--- begin SOURCE MATERIAL ---
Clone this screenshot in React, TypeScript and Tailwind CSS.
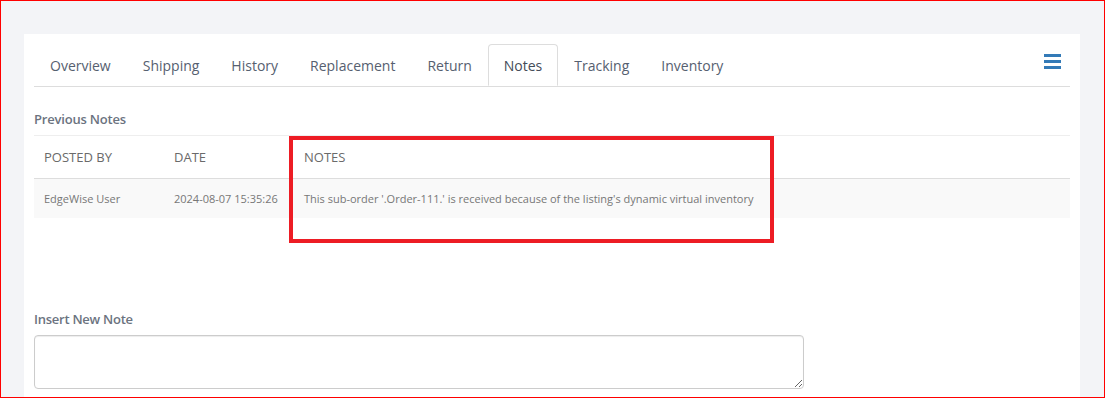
import React from "react";

const tabs = ["Overview", "Shipping", "History", "Replacement", "Return", "Notes", "Tracking", "Inventory"];

const App = () => {
  return (
    <div
      className="w-[1105px] h-[398px] overflow-hidden border border-[#ff0000] bg-[#f3f4f7] pt-[33px] pl-[23px] pr-[24px] relative"
      style={{ fontFamily: '"Open Sans", "Noto Sans", sans-serif' }}
    >
      <div className="bg-white h-full px-[10px] pt-[10px]">
        {/* tabs */}
        <div className="flex items-end border-b border-[#dddddd] relative">
          <ul className="flex">
            {tabs.map((t) => (
              <li
                key={t}
                className={
                  t === "Notes"
                    ? "px-[15px] h-[42px] flex items-center text-[14px] text-[#444c58] border border-[#dddddd] border-b-white rounded-t-[4px] -mb-px bg-white"
                    : "px-[16px] h-[42px] flex items-center text-[14px] text-[#566070]"
                }
              >
                {t}
              </li>
            ))}
          </ul>
          <button className="absolute right-[9px] top-[10px] flex flex-col gap-[3px] w-[17px]">
            <span className="block h-[3px] w-[17px] bg-[#337ab7]" />
            <span className="block h-[3px] w-[17px] bg-[#337ab7]" />
            <span className="block h-[3px] w-[17px] bg-[#337ab7]" />
          </button>
        </div>

        {/* previous notes */}
        <div className="mt-[23px] pb-[7px] border-b border-[#eeeeee] text-[13px] leading-[18px] font-semibold tracking-[-0.2px] text-[#6b7380]">
          Previous Notes
        </div>
        <table className="w-full border-collapse">
          <thead>
            <tr className="border-b border-[#dddddd]">
              <th className="w-[130px] text-left font-normal text-[13px] leading-[20px] text-[#6a6a6a] px-[10px] py-[11px]">POSTED BY</th>
              <th className="w-[130px] text-left font-normal text-[13px] leading-[20px] text-[#6a6a6a] px-[10px] py-[11px]">DATE</th>
              <th className="text-left font-normal text-[13px] leading-[20px] text-[#6a6a6a] px-[10px] py-[11px]">NOTES</th>
            </tr>
          </thead>
          <tbody>
            <tr className="bg-[#f9f9f9]">
              <td className="text-[11px] leading-[19px] text-[#777777] px-[10px] py-[10px]">EdgeWise User</td>
              <td className="text-[11px] leading-[19px] text-[#777777] px-[10px] py-[10px]">2024-08-07 15:35:26</td>
              <td className="text-[11px] leading-[19px] text-[#777777] px-[10px] py-[10px]">
                This sub-order '.Order-111.' is received because of the listing's dynamic virtual inventory
              </td>
            </tr>
          </tbody>
        </table>

        {/* insert new note */}
        <div className="mt-[92px] text-[13px] leading-[18px] font-semibold tracking-[-0.25px] text-[#6b7380]">Insert New Note</div>
        <textarea className="mt-[7px] block w-[770px] h-[54px] border border-[#cccccc] rounded-[4px] shadow-[inset_0_1px_1px_rgba(0,0,0,0.075)]" />
      </div>

      {/* annotation box */}
      <div className="absolute left-[288px] top-[135px] w-[485px] h-[107px] border-[4px] border-[#ed1c24]" />
    </div>
  );
};

export default App;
--- end SOURCE MATERIAL ---
### [EXERCISE TASK]
Which lines contain the word "React"? Return each of them.

### [FINISHED ANSWER]
Clone this screenshot in React, TypeScript and Tailwind CSS.
import React from "react";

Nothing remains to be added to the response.